Much news after a long delay.
A sterling day residency at Northwestern University, our alma mater, presenting a three-hour workshop, using improvisational techniques to explore themes from ”King Lear”, plus a video talk about past productions and a performance/demo for the Dept. of Drama. Extraordinary work by students in the workshop, and just a general love-fest all around. One of our long-ago classmates is a prof there, so it was also a wonderful reunion.
Hot Fudge has come and gone. Working with 9 members of our local Hitchhikers Ensemble, we selected a bunch of comedy sketches from the past 30 years–yes, 30 years–of The Independent Eye, and played them in Sebastopol on four Mondays in April. Our brand of sketch comedy is, I think, the most challenging sort of performance for an actor, demanding instant characterization, setting up the situation in about 3 lines, really precise timing, and the capacity to twist a mood on a dime. A huge challenge to actors unused to this kinda thing, and they really came through. The little theatre on Main St. rocked.

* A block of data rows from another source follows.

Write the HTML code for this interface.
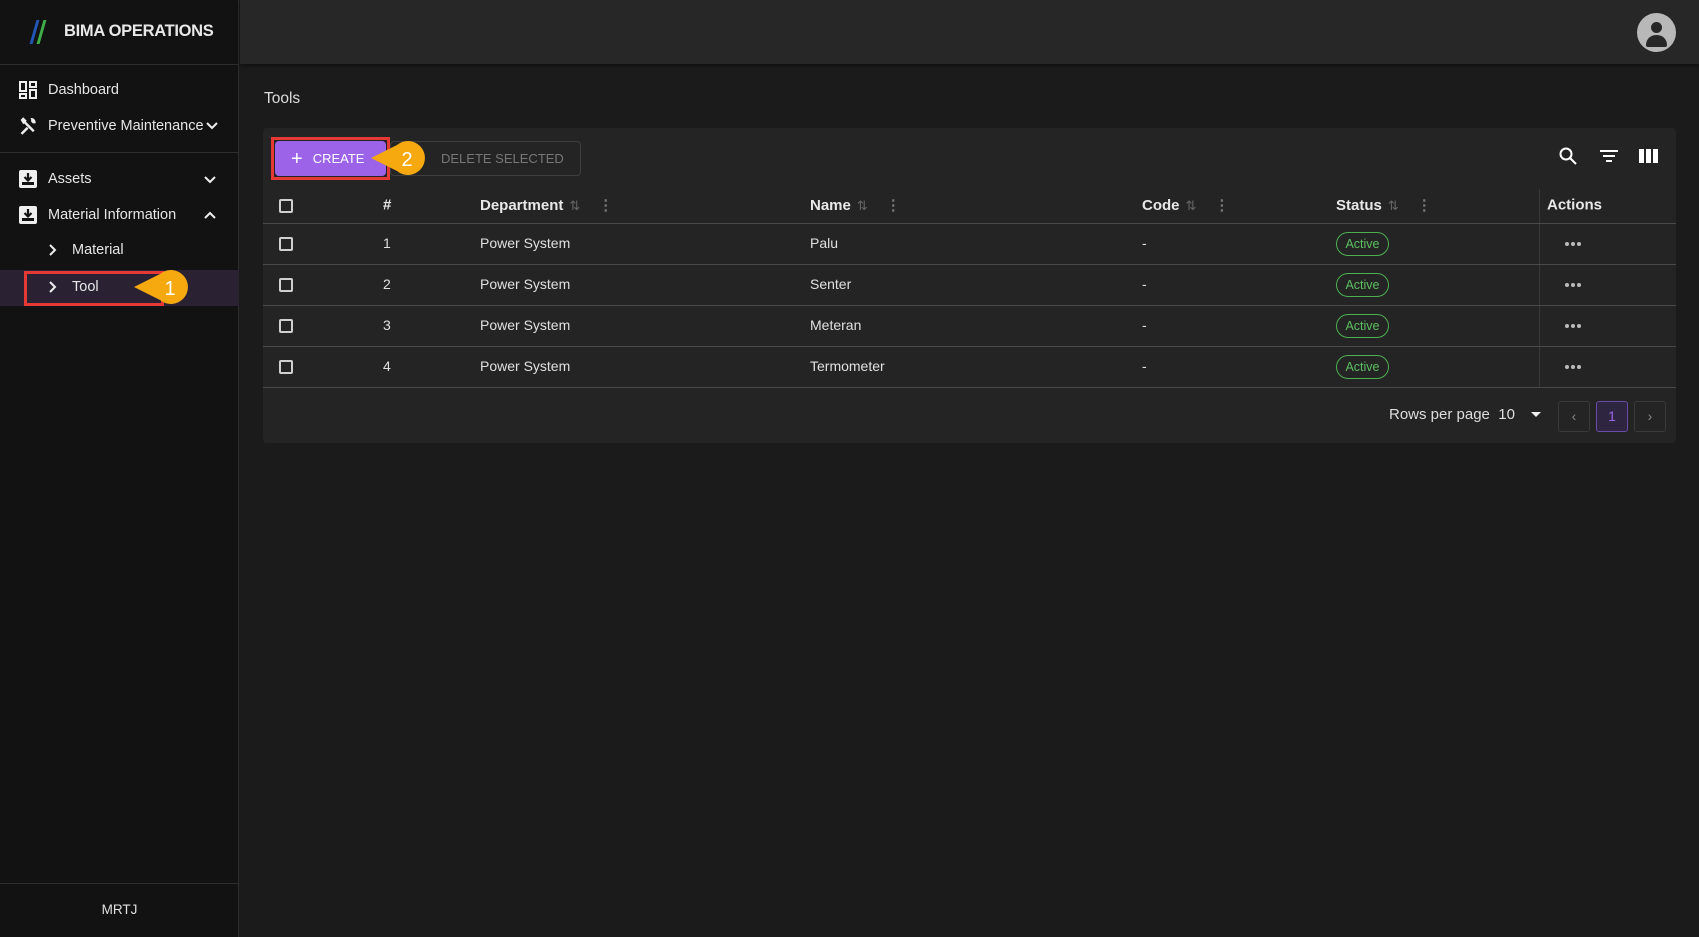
<!DOCTYPE html>
<html><head><meta charset="utf-8"><style>
*{box-sizing:border-box;margin:0;padding:0}
body{width:1699px;height:937px;background:#1b1b1b;font-family:"Liberation Sans",sans-serif;color:#e0e0e0;position:relative;overflow:hidden;font-size:14px}
.abs{position:absolute}
#side{left:0;top:0;width:239px;height:937px;background:#121212;border-right:1px solid #2c2c2c}
.hr{position:absolute;left:0;width:239px;height:1px;background:#2e2e2e}
.nav{position:absolute;left:48px;font-size:14.5px;color:#e6e6e6;transform:translateY(-50%)}
.ic{position:absolute;left:18px;transform:translateY(-50%)}
#top{left:240px;top:0;width:1459px;height:64px;background:#272727;box-shadow:0 2px 4px rgba(0,0,0,.4)}
#card{left:263px;top:128px;width:1413px;height:315px;background:#242424;border-radius:4px}
.th{position:absolute;top:205px;transform:translateY(-50%);font-weight:bold;font-size:15px;color:#e8e8e8}
.td{position:absolute;transform:translateY(-50%);font-size:14px;color:#e0e0e0}
.cb{position:absolute;left:279px;width:14px;height:14px;border:2px solid #d0d0d0;border-radius:2px;transform:translateY(-50%)}
.rl{position:absolute;left:263px;width:1413px;height:1px;background:#4a4a4a}
.badge{position:absolute;left:1336px;width:53px;height:24px;border:1px solid #4caf50;border-radius:12px;color:#5cbf60;font-size:12.5px;text-align:center;line-height:22px;transform:translateY(-50%)}
.dots{position:absolute;left:1564px;transform:translateY(-50%)}
.srt{color:#666;font-weight:normal;font-size:13px;margin-left:6px}
.kb{color:#777;font-weight:bold;margin-left:18px}
.pg{position:absolute;top:401px;width:32px;height:31px;border:1px solid #3a3a3a;border-radius:3px;color:#888;text-align:center;line-height:29px;font-size:14px}
.chev{position:absolute;left:204px;transform:translateY(-50%)}
</style></head><body>
<div id="side" class="abs">
 <div class="abs" style="left:33px;top:20px;width:3px;height:24px;background:#2456b8;transform:skewX(-16deg)"></div>
 <div class="abs" style="left:40px;top:20px;width:3px;height:24px;background:#3fae49;transform:skewX(-16deg)"></div>
 <div class="abs" style="left:64px;top:22px;font-weight:bold;font-size:16.5px;color:#e8e8e8;letter-spacing:-.3px">BIMA OPERATIONS</div>
 <div class="hr" style="top:64px"></div>
 <div class="hr" style="top:152px"></div>
 <div class="hr" style="top:883px"></div>
 <svg class="ic" style="top:90px" width="20" height="20" viewBox="0 0 20 20" fill="none" stroke="#eee" stroke-width="2"><rect x="2" y="2" width="6" height="9"/><rect x="12" y="2" width="6" height="5"/><rect x="2" y="14" width="6" height="4"/><rect x="12" y="10" width="6" height="8"/></svg>
 <div class="nav" style="top:90px">Dashboard</div>
 <svg class="ic" style="top:126px" width="21" height="21" viewBox="0 0 24 24" fill="#eee"><path d="M3 5l3-3 4 4-1 1 10 10-2 2L7 9 6 10z M14 3a5 5 0 0 1 6 6l-3 0-2-2 0-3z M10 13l-7 7 2 2 7-7z"/></svg>
 <div class="nav" style="top:126px">Preventive Maintenance</div>
 <svg class="abs" style="left:206px;top:121px" width="12" height="10" viewBox="0 0 12 10" fill="none" stroke="#eee" stroke-width="2"><path d="M1 2l5 5 5-5"/></svg>
 <svg class="ic" style="top:179px" width="20" height="20" viewBox="0 0 20 20"><rect x="1" y="1" width="18" height="18" rx="2" fill="#eee"/><path d="M10 4v7M6.5 8l3.5 3.5 3.5-3.5" stroke="#121212" stroke-width="2.2" fill="none"/><rect x="4" y="13" width="12" height="3" fill="#121212"/></svg>
 <div class="nav" style="top:179px">Assets</div>
 <svg class="chev" style="top:180px" width="12" height="10" viewBox="0 0 12 10" fill="none" stroke="#eee" stroke-width="2"><path d="M1 2l5 5 5-5"/></svg>
 <svg class="ic" style="top:215px" width="20" height="20" viewBox="0 0 20 20"><rect x="1" y="1" width="18" height="18" rx="2" fill="#eee"/><path d="M10 4v7M6.5 8l3.5 3.5 3.5-3.5" stroke="#121212" stroke-width="2.2" fill="none"/><rect x="4" y="13" width="12" height="3" fill="#121212"/></svg>
 <div class="nav" style="top:215px">Material Information</div>
 <svg class="chev" style="top:215px" width="12" height="10" viewBox="0 0 12 10" fill="none" stroke="#eee" stroke-width="2"><path d="M1 8l5-5 5 5"/></svg>
 <div class="abs" style="left:0;top:270px;width:239px;height:36px;background:#2a2233"></div>
 <svg class="abs" style="left:48px;top:244px" width="10" height="12" viewBox="0 0 10 12" fill="none" stroke="#eee" stroke-width="2"><path d="M2 1l5 5-5 5"/></svg>
 <div class="nav" style="left:72px;top:250px">Material</div>
 <svg class="abs" style="left:48px;top:281px" width="10" height="12" viewBox="0 0 10 12" fill="none" stroke="#eee" stroke-width="2"><path d="M2 1l5 5-5 5"/></svg>
 <div class="nav" style="left:72px;top:287px">Tool</div>
 <div class="abs" style="left:24px;top:271px;width:140px;height:35px;border:3px solid #e53935"></div>
 <svg class="abs" style="left:132px;top:266px" width="66" height="42" viewBox="0 0 66 42"><path d="M2 21 L28 8 A17 17 0 1 1 28 34 Z" fill="#f5a90f"/><text x="38" y="29" fill="#fff" font-size="20" font-family="Liberation Sans" text-anchor="middle">1</text></svg>
 <div class="abs" style="left:0;top:902px;width:239px;text-align:center;font-size:13.5px">MRTJ</div>
</div>
<div id="top" class="abs"></div>
<div class="abs" style="left:1637px;top:13px;width:39px;height:39px;border-radius:50%;background:#b8b8b8;overflow:hidden">
 <div class="abs" style="left:14px;top:9px;width:11px;height:11px;border-radius:50%;background:#272727"></div>
 <div class="abs" style="left:9px;top:22px;width:21px;height:12px;border-radius:10px 10px 2px 2px;background:#272727"></div>
</div>
<div class="abs" style="left:264px;top:90px;font-size:15.5px;color:#ddd">Tools</div>
<div id="card" class="abs"></div>
<div class="abs" style="left:275px;top:141px;width:111px;height:35px;background:#9c63e8;border-radius:4px;color:#fff;font-size:13px;line-height:35px;padding-left:16px"><span style="font-size:20px;vertical-align:-2px;margin-right:10px">+</span>CREATE</div>
<div class="abs" style="left:271px;top:137px;width:119px;height:43px;border:3px solid #e53935"></div>
<div class="abs" style="left:390px;top:141px;width:191px;height:35px;border:1px solid #3e3e3e;border-radius:4px;color:#777;font-size:13px;line-height:33px;padding-left:50px">DELETE SELECTED</div>
<svg class="abs" style="left:369px;top:137px" width="66" height="42" viewBox="0 0 66 42"><path d="M2 21 L28 8 A17 17 0 1 1 28 34 Z" fill="#f5a90f"/><text x="38" y="29" fill="#fff" font-size="20" font-family="Liberation Sans" text-anchor="middle">2</text></svg>
<svg class="abs" style="left:1558px;top:146px" width="20" height="20" viewBox="0 0 20 20" fill="none" stroke="#fff" stroke-width="2"><circle cx="8" cy="8" r="5.5"/><path d="M12 12l6 6"/></svg>
<svg class="abs" style="left:1599px;top:148px" width="20" height="16" viewBox="0 0 20 16" fill="#fff"><rect x="1" y="2" width="18" height="2"/><rect x="4" y="7" width="12" height="2"/><rect x="7" y="12" width="6" height="2"/></svg>
<svg class="abs" style="left:1639px;top:148px" width="19" height="16" viewBox="0 0 19 16" fill="#fff"><rect x="0" y="1" width="5" height="14"/><rect x="7" y="1" width="5" height="14"/><rect x="14" y="1" width="5" height="14"/></svg>
<div class="cb" style="top:206px"></div>
<div class="th" style="left:383px">#</div>
<div class="th" style="left:480px">Department<span class="srt">&#x21C5;</span><span class="kb">&#x22EE;</span></div>
<div class="th" style="left:810px">Name<span class="srt">&#x21C5;</span><span class="kb">&#x22EE;</span></div>
<div class="th" style="left:1142px">Code<span class="srt">&#x21C5;</span><span class="kb">&#x22EE;</span></div>
<div class="th" style="left:1336px">Status<span class="srt">&#x21C5;</span><span class="kb">&#x22EE;</span></div>
<div class="th" style="left:1547px">Actions</div>
<div class="abs" style="left:1539px;top:189px;width:1px;height:198px;background:#383838"></div>
<div class="rl" style="top:223px"></div><div class="rl" style="top:264px"></div><div class="rl" style="top:305px"></div><div class="rl" style="top:346px"></div><div class="rl" style="top:387px"></div>

<div class="cb" style="top:244px"></div><div class="td" style="left:383px;top:243px">1</div><div class="td" style="left:480px;top:243px">Power System</div><div class="td" style="left:810px;top:243px">Palu</div><div class="td" style="left:1142px;top:243px">-</div><div class="badge" style="top:244px">Active</div>
<svg class="dots" style="top:244px" width="18" height="6"><circle cx="3" cy="3" r="2" fill="#bbb"/><circle cx="9" cy="3" r="2" fill="#bbb"/><circle cx="15" cy="3" r="2" fill="#bbb"/></svg>
<div class="cb" style="top:285px"></div><div class="td" style="left:383px;top:284px">2</div><div class="td" style="left:480px;top:284px">Power System</div><div class="td" style="left:810px;top:284px">Senter</div><div class="td" style="left:1142px;top:284px">-</div><div class="badge" style="top:285px">Active</div>
<svg class="dots" style="top:285px" width="18" height="6"><circle cx="3" cy="3" r="2" fill="#bbb"/><circle cx="9" cy="3" r="2" fill="#bbb"/><circle cx="15" cy="3" r="2" fill="#bbb"/></svg>
<div class="cb" style="top:326px"></div><div class="td" style="left:383px;top:325px">3</div><div class="td" style="left:480px;top:325px">Power System</div><div class="td" style="left:810px;top:325px">Meteran</div><div class="td" style="left:1142px;top:325px">-</div><div class="badge" style="top:326px">Active</div>
<svg class="dots" style="top:326px" width="18" height="6"><circle cx="3" cy="3" r="2" fill="#bbb"/><circle cx="9" cy="3" r="2" fill="#bbb"/><circle cx="15" cy="3" r="2" fill="#bbb"/></svg>
<div class="cb" style="top:367px"></div><div class="td" style="left:383px;top:366px">4</div><div class="td" style="left:480px;top:366px">Power System</div><div class="td" style="left:810px;top:366px">Termometer</div><div class="td" style="left:1142px;top:366px">-</div><div class="badge" style="top:367px">Active</div>
<svg class="dots" style="top:367px" width="18" height="6"><circle cx="3" cy="3" r="2" fill="#bbb"/><circle cx="9" cy="3" r="2" fill="#bbb"/><circle cx="15" cy="3" r="2" fill="#bbb"/></svg>

<div class="abs" style="left:1389px;top:406px;font-size:15px;color:#ddd">Rows per page&nbsp;&nbsp;10</div>
<svg class="abs" style="left:1531px;top:412px" width="10" height="6"><path d="M0 0h10L5 5z" fill="#eee"/></svg>
<div class="pg" style="left:1558px">&#x2039;</div>
<div class="pg" style="left:1596px;border-color:#6a4aa8;background:#2e2640;color:#9c63e8">1</div>
<div class="pg" style="left:1634px">&#x203A;</div>
</body></html>
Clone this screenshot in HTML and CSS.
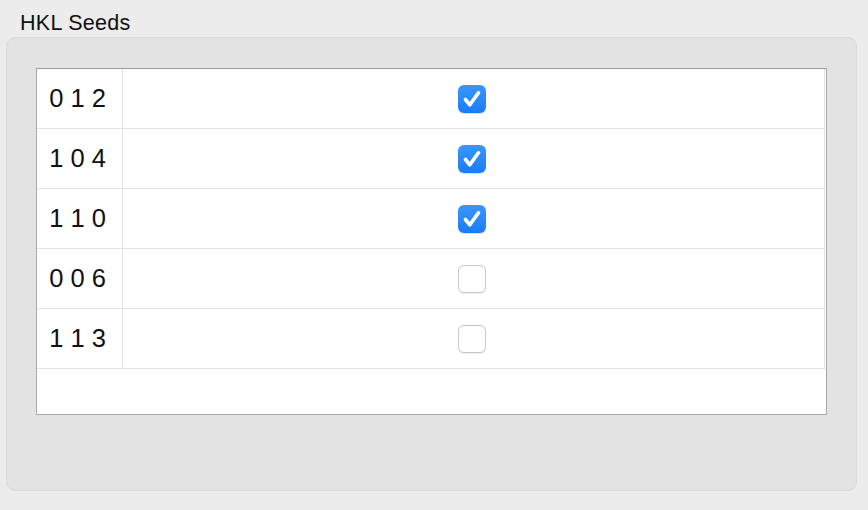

And a week ago, Elizabeth was in New Mexico. First, to the conference of National Federation of Community Broadcasters to accept an award (the Silver Reel Award) for our radio drama “Outside the Dying.” A friend from Philadelphia had entrusted us with the story of her husband’s dying of ALS–one of the most inspiring gifts we’ve ever received–so we were enormously gratified to have this piece recognized, especially given the fact that most radio awards are for journalism and radio drama is a frail second cousin in the mix. And then a whirlwind drive to a remote region of Southeast NM, fording the same river seven times, to visit friends Jesse Wolf Hardin and his partner Loba (see the Now we’re back and working on many things. In the office, we have a new part-time assistant, Joan White, a retired woman from Santa Rosa, who’s working with us through a program of AARP. It’s always a challenge to make the transition from an office where, yeh, you sorta know in which pile of garbage to look for that essential document, back to a system that’s actually a system human beings can understand–but we’re doing pretty well.
And right now, sitting in a dim black box theatre in Grass Valley, CA–Gold Rush country–a few minutes before rehearsal. Several days ago we started rehearsing a staged reading of our new play Long Shadow with actors of Nevada City’s Foothill Theatre Company, with whom we’ve been doing exploratory improvisation on it for the past six months. This Friday and Sunday, it’ll be presented script-in-hand, no set, minimal costume & lighting, with discussions following, and a year from now will have a full production in Nevada City’s historic theatre.
The Foothill company is increasingly oriented toward new plays and an ensemble approach to creation. Each May, they present four staged readings of new plays, plus one full production, in their “New Voices of the Wild West” festival. Two years ago, our play Hammers–based on the Winchester “Mystery” House–was part of this, and we all hit it off so well we started talking about a collaboration. Long Shadow is the result–a story they suggested, based on a local incident from 1944.
A local war veteran was shot in the forest while hunting. The suspect is “Wild Bill” Ebaugh, a long-haried vagrant rumored to run naked through the woods, serenade the hills, have many lovers, and kill livestock. A free and gentle soul, or a dangerous predator? A citizens’ group posts a dead-or-alive reward, a hunter goes to his cabin and shoots him dead. And over fifty years later, an elderly resident warns us, “Don’t touch that.”
In the 80’s, our Marie Antoinette reflected on the slippery nature of truth in a time of tumult, and in a series of realistic plays (Full Hookup, Mine Alone, etc.), we examined the human capacity to tell oneself enormous lies. Since today’s politics recapitulate that time, we’re moved to return to these old questions ourselves. How do fear and justice interact? How does a community justify injustice? The incident divided the town deeply and left scars that are still remembered.
So our play with Foothill speaks to what’s known of the past in terms of what concerns the present: violent responses to violence, the rush to polarization, the formation of accepted belief, the effects of war on the homeland.
One of our recent characters said, “Conspiracy theories are only ways of creating a unified reality from disparate facts.” Theories abound in the Ebaugh case, but the discord of realities is worthy of a Joe Orton play–whose shadow might lie just under the surface of this story. Realistic and serious on the surface, we think, but black comedy in its undertow. Our recent work is more visionary, and we’ll return to that anon, but this story deserves to be told.